Since the defendant's hypothesis is based solely on conjecture and speculation, he has failed to establish a "compelling" need and legitimate reason for calling Bruce as a witness in the trial of this case. Therefore, his motion to have Bruce disqualified is DENIED.

Therefore, it is hereby ORDERED pursuant to 28 U.S.C. § 636(b)(1) that:

This Decision and Order be filed with the Clerk of the Court.

ANY OBJECTIONS to this Decision and Order must be filed with the Clerk of this Court within ten (10) days after receipt of a copy of this Decision and Order in accordance with the above statute, Fed. R. Crim. P. 58(g)(2) and Local Rule 58.2.

The district judge will ordinarily refuse to consider de novo, arguments, case law and/or evidentiary material which could have been, but were not presented to the magistrate judge in the first instance.
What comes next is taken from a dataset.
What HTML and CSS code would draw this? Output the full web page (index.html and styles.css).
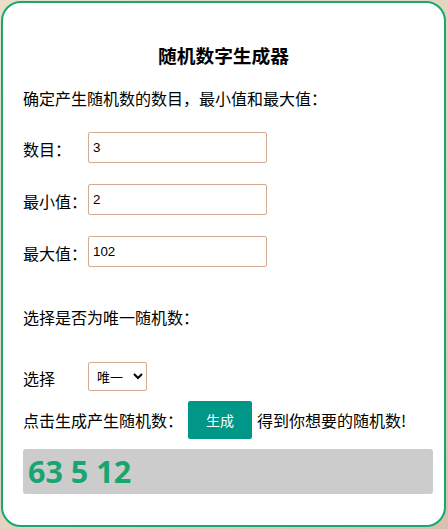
FILE: index.html
```html
<!DOCTYPE html>
<html lang="zh-CN">
<head>
<meta charset="utf-8">
<title>随机数字生成器</title>
<link rel="stylesheet" href="styles.css">
</head>
<body>
<div class="card">
  <h3 class="title">随机数字生成器</h3>
  <p class="intro">确定产生随机数的数目，最小值和最大值：</p>
  <div class="fields">
    <div class="row"><label class="label">数目：</label><input class="field" type="text" value="3"></div>
    <div class="row"><label class="label">最小值：</label><input class="field" type="text" value="2"></div>
    <div class="row"><label class="label">最大值：</label><input class="field" type="text" value="102"></div>
  </div>
  <p class="intro unique-q">选择是否为唯一随机数：</p>
  <div class="row select-row"><label class="label">选择</label><select class="picker"><option>唯一</option><option>不唯一</option></select></div>
  <div class="gen-row"><span>点击生成产生随机数：</span><button class="gen-btn" type="button">生成</button><span>得到你想要的随机数!</span></div>
  <div class="result">63 5 12</div>
</div>
</body>
</html>
```
FILE: styles.css
```css
html, body {
  margin: 0;
  padding: 0;
}
body {
  padding: 1px;
  min-height: 529px;
  box-sizing: border-box;
  background: linear-gradient(135deg, #ebdfc8 0%, #e2d2be 60%, #d8c0b1 100%);
  font-family: "Noto Sans CJK SC", "Noto Sans", sans-serif;
  color: #000;
}
.card {
  width: 445px;
  height: 526px;
  box-sizing: border-box;
  border: 2px solid #17a872;
  border-radius: 20px;
  background: #fff;
  padding: 38px 0 0 20px;
}
.title {
  margin: 0 0 18px;
  font-size: 18.72px;
  line-height: 27px;
  font-weight: bold;
  text-align: center;
  padding-right: 20px;
}
.intro {
  margin: 0;
  font-size: 16px;
  line-height: 24px;
}
.fields {
  margin-top: 22px;
  display: flex;
  flex-direction: column;
  gap: 21px;
}
.row {
  display: flex;
  align-items: center;
  font-size: 16px;
}
.label {
  width: 65px;
  line-height: 24px;
  padding-top: 2px;
}
.field {
  width: 179px;
  height: 31px;
  box-sizing: border-box;
  border: 1px solid #d3aa93;
  border-radius: 2px;
  padding: 0 3px 0 4px;
  margin: 0;
  font-family: "Liberation Sans", Arial, sans-serif;
  font-size: 13.33px;
  color: #000;
  outline: none;
}
.unique-q {
  margin-top: 38px;
}
.select-row {
  margin-top: 33px;
}
.picker {
  width: 59px;
  height: 29px;
  box-sizing: border-box;
  border: 1px solid #d3aa93;
  border-radius: 2px;
  background: #fff;
  margin: 0;
  padding: 0 2px 0 4px;
  font-family: "Noto Sans CJK SC", sans-serif;
  font-size: 13px;
  color: #000;
}
.gen-row {
  margin-top: 10px;
  display: flex;
  align-items: center;
  gap: 5px;
  font-size: 16px;
  line-height: 24px;
}
.gen-btn {
  height: 38px;
  width: 64px;
  margin: 0;
  border: none;
  border-radius: 2px;
  background: #009688;
  color: #fff;
  font-family: "Noto Sans CJK SC", sans-serif;
  font-size: 14px;
  padding: 0;
}
.result {
  margin-top: 10px;
  width: 410px;
  height: 45px;
  box-sizing: border-box;
  background: #cccccc;
  border-radius: 3px;
  padding-left: 5px;
  font-family: "Noto Sans", "Noto Sans CJK SC", sans-serif;
  font-weight: bold;
  font-size: 30.5px;
  line-height: 45px;
  color: #18a571;
}
```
See, e.g., Patterson-Leitch Co., Inc. v. Massachusetts Municipal Wholesale Electric Co., 840 F.2d 985 (1st Cir. 1988). Failure to file objections within the specified time or to request an extension of such time waives the right to appeal the District Judge's Order. Thomas v. Arn, 474 U.S. 140 (1985); Wesolek, et al. v. Canadair Ltd., et al., 838 F.2d 55 (2d Cir. 1988).

The parties are reminded that, pursuant to Rule 58.2 of the Local Rules for the Western District of New York, "written objections shall specifically identify the portions of the proposed findings and recommendations to which objection is made and the basis for such objection and shall be supported by legal authority." Failure to comply with the provisions of Rule 58.2, or with the similar provisions of Rule 58.2 (concerning objections to a Magistrate Judge's Decision and Order), may result in the District Judge's refusal to consider the objection.